The problem isn't H1B workers or immigration. Those things are what help keep the world's best and the brightest coming to America (though the H1B limits can probably be adjusted to encourage Corporate America to develop existing employees). The problem is a self-absorbed and impatient America that thinks in terms of quarterly profit reports and not about the long term effects of treating human beings like cat shit.

You know who treats their people well? The Indians. How did they suddenly show up in the 90's with all these technical skills? They have a strong emphasis on education, and I found out from some of them that an education there is very affordable. In America, taking a class in a new language might be $3000, a bit high for a salaried IT person responsible for a family of four. But in India, you can take that class and more for the price of a lunch. And they can get cheap versions of our technical books too for about a buck. These books are legal...made by the same publishers that sell us the exact same text on slightly nicer paper for $55.

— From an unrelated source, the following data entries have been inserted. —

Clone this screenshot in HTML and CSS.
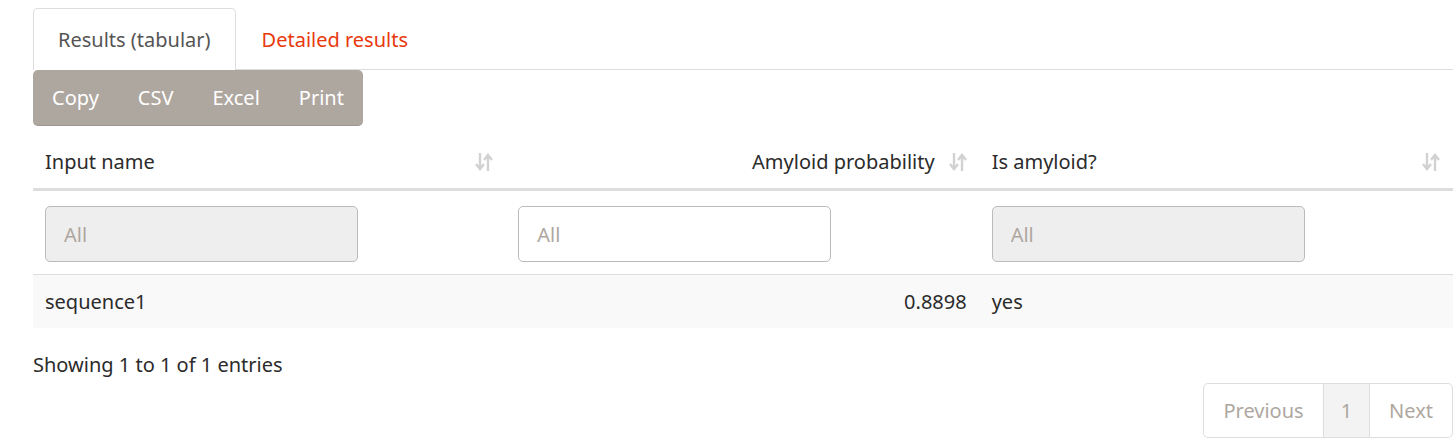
FILE: index.html
```html
<!DOCTYPE html>
<html>
<head>
<meta charset="utf-8">
<link rel="stylesheet" href="styles.css">
</head>
<body>
<div class="page">
  <ul class="tabs">
    <li class="tab active"><a>Results (tabular)</a></li>
    <li class="tab"><a class="link">Detailed results</a></li>
  </ul>
  <div class="btn-group">
    <span class="btn">Copy</span><span class="btn">CSV</span><span class="btn">Excel</span><span class="btn">Print</span>
  </div>
  <table class="grid">
    <thead>
      <tr>
        <th class="col">Input name<svg class="sort" viewBox="0 0 20 22"><path d="M6 2v15M2 13l4 5 4-5" /><path d="M14 20V5M10 9l4-5 4 5" /></svg></th>
        <th class="col right">Amyloid probability<svg class="sort" viewBox="0 0 20 22"><path d="M6 2v15M2 13l4 5 4-5" /><path d="M14 20V5M10 9l4-5 4 5" /></svg></th>
        <th class="col">Is amyloid?<svg class="sort" viewBox="0 0 20 22"><path d="M6 2v15M2 13l4 5 4-5" /><path d="M14 20V5M10 9l4-5 4 5" /></svg></th>
      </tr>
    </thead>
    <tbody>
      <tr class="filters">
        <td><input class="filter disabled" placeholder="All" disabled></td>
        <td><input class="filter" placeholder="All"></td>
        <td><input class="filter disabled" placeholder="All" disabled></td>
      </tr>
      <tr class="data">
        <td>sequence1</td>
        <td class="right num">0.8898</td>
        <td>yes</td>
      </tr>
    </tbody>
  </table>
  <div class="info">Showing 1 to 1 of 1 entries</div>
  <div class="pager-row">
    <ul class="pager">
      <li class="pg">Previous</li>
      <li class="pg current">1</li>
      <li class="pg">Next</li>
    </ul>
  </div>
</div>
</body>
</html>
```
FILE: styles.css
```css
html, body {
  margin: 0;
  padding: 0;
  background: #fff;
}
body {
  font-family: "Noto Sans", "Open Sans", sans-serif;
  font-size: 20px;
  color: #2b2b2b;
}
.page {
  margin: 8px 3px 0 33px;
}
.tabs {
  list-style: none;
  margin: 0;
  padding: 0;
  display: flex;
  border-bottom: 1px solid #ddd;
  height: 61px;
}
.tab a {
  display: block;
  height: 61px;
  line-height: 61px;
  padding: 0 24px;
  border: 1px solid transparent;
  border-bottom: none;
  border-radius: 5px 5px 0 0;
  box-sizing: border-box;
  color: #555;
}
.tab.active a {
  background: #fff;
  border-color: #ddd;
  height: 62px;
  margin-bottom: -1px;
}
.tab .link {
  color: #e8380d;
  margin-left: 1px;
  padding-left: 24px;
}
.btn-group {
  display: inline-flex;
  background: #aea79f;
  border-radius: 5px;
  height: 56px;
  align-items: center;
  border-bottom: 1px solid #9e978f;
  box-sizing: border-box;
}
.btn {
  color: #fff;
  padding: 0 19.5px;
  font-size: 20px;
  line-height: 56px;
}
.btn:first-child {
  padding-left: 19px;
}
.grid {
  width: 1420px;
  margin-top: 11px;
  border-collapse: collapse;
  table-layout: fixed;
}
.grid th {
  position: relative;
  text-align: left;
  font-weight: normal;
  padding: 12px 45px 13px 12px;
  line-height: 26px;
  border-bottom: 3px solid #ddd;
}
.grid th.right {
  text-align: right;
}
.sort {
  position: absolute;
  right: 12px;
  top: 14px;
  width: 20px;
  height: 22px;
  fill: none;
  stroke: #d2d2d2;
  stroke-width: 2.4;
}
.grid td {
  padding: 0 12px;
}
.filters td {
  padding: 15px 12px 12px;
  border-bottom: 1px solid #ddd;
}
.filter {
  display: block;
  width: 313px;
  height: 56px;
  box-sizing: border-box;
  border: 1px solid #bbb;
  border-radius: 5px;
  padding: 0 18px;
  font-family: inherit;
  font-size: 20px;
  background: #fff;
  color: #333;
}
.filter.disabled {
  background: #eee;
}
.filter::placeholder {
  color: #aea79f;
}
.data td {
  background: #f9f9f9;
  height: 53px;
  line-height: 53px;
}
.grid td.right {
  text-align: right;
  padding-right: 13px;
}
.info {
  margin-top: 25px;
  line-height: 24px;
}
.pager-row {
  display: flex;
  justify-content: flex-end;
  margin-top: 6px;
}
.pager {
  display: flex;
  list-style: none;
  margin: 0;
  padding: 0;
  border: 1px solid #ddd;
  border-radius: 5px;
  height: 55px;
  box-sizing: border-box;
}
.pg {
  color: #aea79f;
  font-size: 20px;
  line-height: 53px;
  padding: 0 19px;
}
.pg.current {
  background: #f3f3f3;
  border-left: 1px solid #ddd;
  border-right: 1px solid #ddd;
  padding: 0 17px;
}
```
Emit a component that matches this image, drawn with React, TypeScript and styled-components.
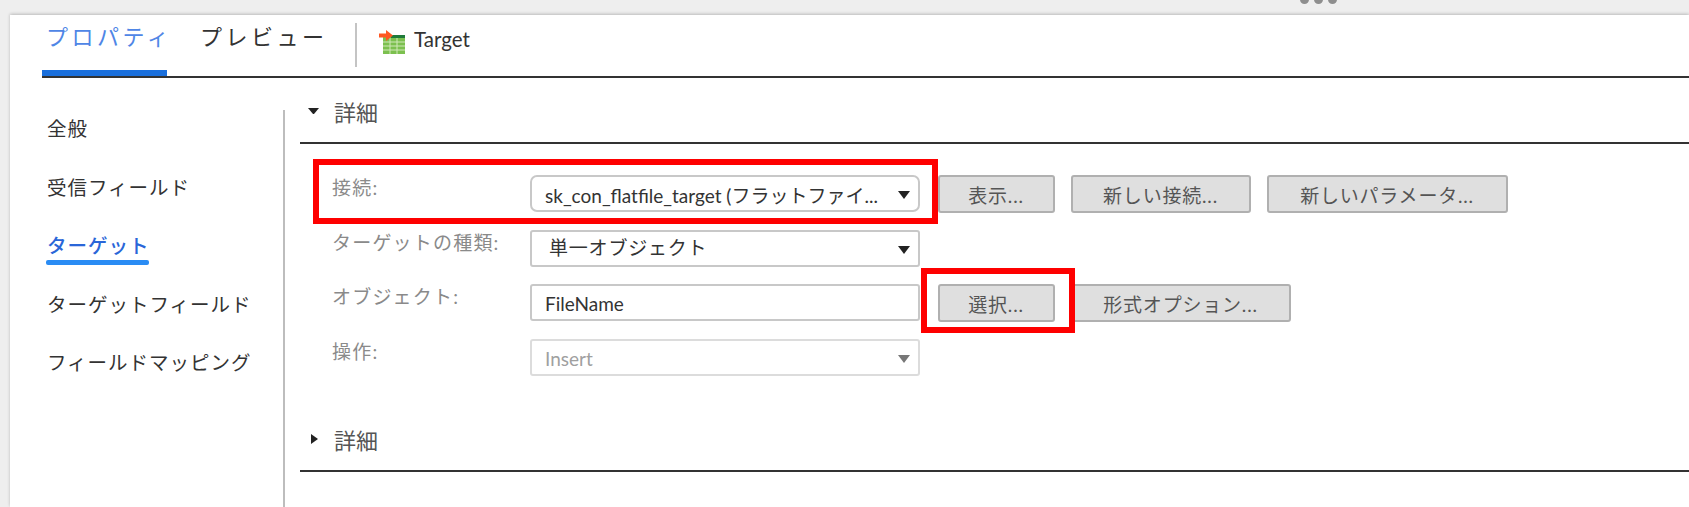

I've got nothing against the Indians that are taking advantage of what's been put in front of them. But if our IT pundits, company heads, politicians, and universities are going to complain about the lack of skilled American IT workers, maybe they should also consider leveling the playing field. That means addressing the rising cost of tuitions, investing in employees, analyzing H1B limits, and reconsidering the tax breaks and protections offered to companies that outsource.

Oops, I wasn't supposed to go too deep on this...and come to think of it, I didn't...I've only barely scratched the surface.

1 comment:

TestThisSite said...

One of the best analysis I have read to date on the H1B conundrum. I am an H1B myself and found your article to be extremely insightful. The corporates end up paying almost the same if not more for us H1Bs. Its the middle men who splice away a chunk of it.